We add additive white Gaussian noise with standard deviation \(\delta =10\) and \(\delta =20\) to the lena, pepper and CT images respectively. We use the ROF model (1), the infimal convolution model (2), and the model (9) which is based on our proposed higher order total variation to restore the images. The PSNR results of all restored images are shown in Table 1. We can see that our proposed model can produce the restored images with the higher PSNR values than those of the ROF model and infimal convolution model. To see the visual effects of the restored images, we show the CT images (the case of \(\delta =10\)) in Fig. 2. Figure 3 is the zoomed version of Fig. 2. It can be clearly seen the staircasing effects caused by the total variation when the image is zoomed in. The infimal convolution regularization can remove the staircasing effects caused by TV, however, the visible blurring artifacts at the edges are introduced. Our proposed higher order total variation regularization can produce more favorable result without visual artifacts while still preserve sharp edges and finer details well.

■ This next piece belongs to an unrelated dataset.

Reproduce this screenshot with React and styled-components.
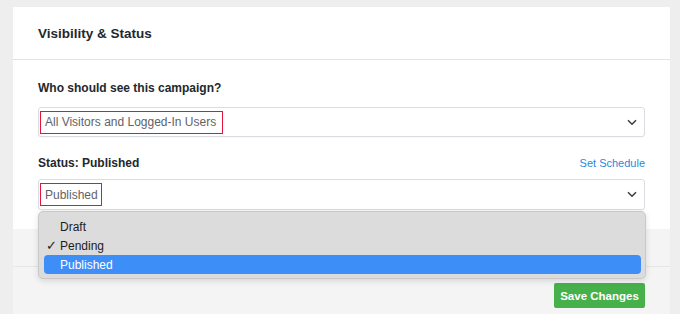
import React from "react";
import styled, { createGlobalStyle } from "styled-components";

const Global = createGlobalStyle`
  html, body { margin: 0; padding: 0; background: #eeeeee; }
  body { font-family: "Liberation Sans", Arial, sans-serif; -webkit-font-smoothing: antialiased; }
  * { box-sizing: border-box; }
`;

const Page = styled.div`
  width: 680px;
  height: 314px;
  overflow: hidden;
  padding: 7px 10px 0 13px;
`;

const Card = styled.div`
  width: 657px;
  background: #f4f4f4;
`;

const Header = styled.div`
  height: 53px;
  background: #fff;
  border-bottom: 1px solid #e3e3e3;
  display: flex;
  align-items: center;
  padding: 0 25px;
`;

const Title = styled.h2`
  margin: 0;
  font-size: 13.5px;
  font-weight: 700;
  color: #23282d;
`;

const Body = styled.div`
  background: #fff;
  padding: 20px 25px 19px;
  display: flex;
  flex-direction: column;
`;

const Row = styled.div`
  display: flex;
  justify-content: space-between;
  align-items: center;
  height: 16px;
  margin-top: ${(p) => p.$top || 0}px;
  margin-bottom: ${(p) => p.$bottom || 0}px;
`;

const Label = styled.span`
  font-size: 12px;
  font-weight: 700;
  color: #23282d;
`;

const Link = styled.a`
  font-size: 11px;
  color: #2b86dd;
  text-decoration: none;
`;

const SelectWrap = styled.div`
  position: relative;
`;

const Select = styled.div`
  height: ${(p) => p.$h}px;
  border: 1px solid #dadde1;
  border-radius: 3px;
  background: #fff;
  display: flex;
  align-items: center;
  justify-content: space-between;
  padding: 0 7px 0 1px;
  box-shadow: 0 1px 1px rgba(0, 0, 0, 0.03);
`;

const Value = styled.span`
  font-size: 12px;
  color: #5f6368;
  border: 1px solid #e3163a;
  height: 23px;
  display: flex;
  align-items: center;
  padding: 0 ${(p) => p.$pr}px 0 4px;
`;

const Chevron = () => (
  <svg width="10" height="7" viewBox="0 0 10 7">
    <path d="M1 1.2l4 4 4-4" fill="none" stroke="#3c3c3c" strokeWidth="1.5" />
  </svg>
);

const Menu = styled.ul`
  position: absolute;
  top: 32px;
  left: 0;
  width: 608px;
  margin: 0;
  padding: 5px 4px 4px 5px;
  list-style: none;
  background: #dcdcdc;
  border: 1px solid #c9c9c9;
  border-radius: 5px;
  box-shadow: 0 2px 6px rgba(0, 0, 0, 0.12);
  z-index: 2;
`;

const Item = styled.li`
  height: 19px;
  display: flex;
  align-items: center;
  position: relative;
  padding-left: 16px;
  font-size: 12px;
  border-radius: 4px;
  color: ${(p) => (p.$active ? "#fff" : "#1d1d1d")};
  background: ${(p) => (p.$active ? "#3e8ef8" : "transparent")};
`;

const Check = styled.span`
  position: absolute;
  left: 2px;
  top: 2px;
  font-size: 13px;
`;

const Strip = styled.div`
  height: 38px;
  background: #f4f4f4;
  border-bottom: 1px solid #e6e6e6;
`;

const Actions = styled.div`
  display: flex;
  justify-content: flex-end;
  padding: 16px 25px 10px;
  background: #f4f4f4;
`;

const Button = styled.button`
  height: 25px;
  width: 91px;
  border: none;
  border-radius: 2px;
  background: #46b04a;
  color: #fff;
  font-family: inherit;
  font-size: 11.5px;
  font-weight: 700;
  padding: 0;
`;

export default function App() {
  return (
    <>
      <Global />
      <Page>
        <Card>
          <Header>
            <Title>Visibility &amp; Status</Title>
          </Header>
          <Body>
            <Row $bottom={11}>
              <Label>Who should see this campaign?</Label>
            </Row>
            <Select $h={30}>
              <Value $pr={6}>All Visitors and Logged-In Users</Value>
              <Chevron />
            </Select>
            <Row $top={18} $bottom={8}>
              <Label>Status: Published</Label>
              <Link href="#">Set Schedule</Link>
            </Row>
            <SelectWrap>
              <Select $h={31}>
                <Value $pr={3}>Published</Value>
                <Chevron />
              </Select>
              <Menu>
                <Item>Draft</Item>
                <Item>
                  <Check>✓</Check>Pending
                </Item>
                <Item $active>Published</Item>
              </Menu>
            </SelectWrap>
          </Body>
          <Strip />
          <Actions>
            <Button>Save Changes</Button>
          </Actions>
        </Card>
      </Page>
    </>
  );
}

Table 1. The summary of the restoration results of Models (1), (2), and (9).
Fig. 3.
figure 3

Zoomed results of the restored CT images in the case of Gaussian noise with \(\delta \)=10.

6 Concluding Remarks

We propose an higher order total variation regularization for image denoising problem. This regularization term can be seen as the improvement of the traditional infimal convolution type regularization and can alleviate the staircasing effects in the restored image caused by total variation. We use the proximity algorithm to solve the resulting model and establish the convergence result of the algorithm. Numerical results presented in this paper demonstrate the efficiency of the proposed method.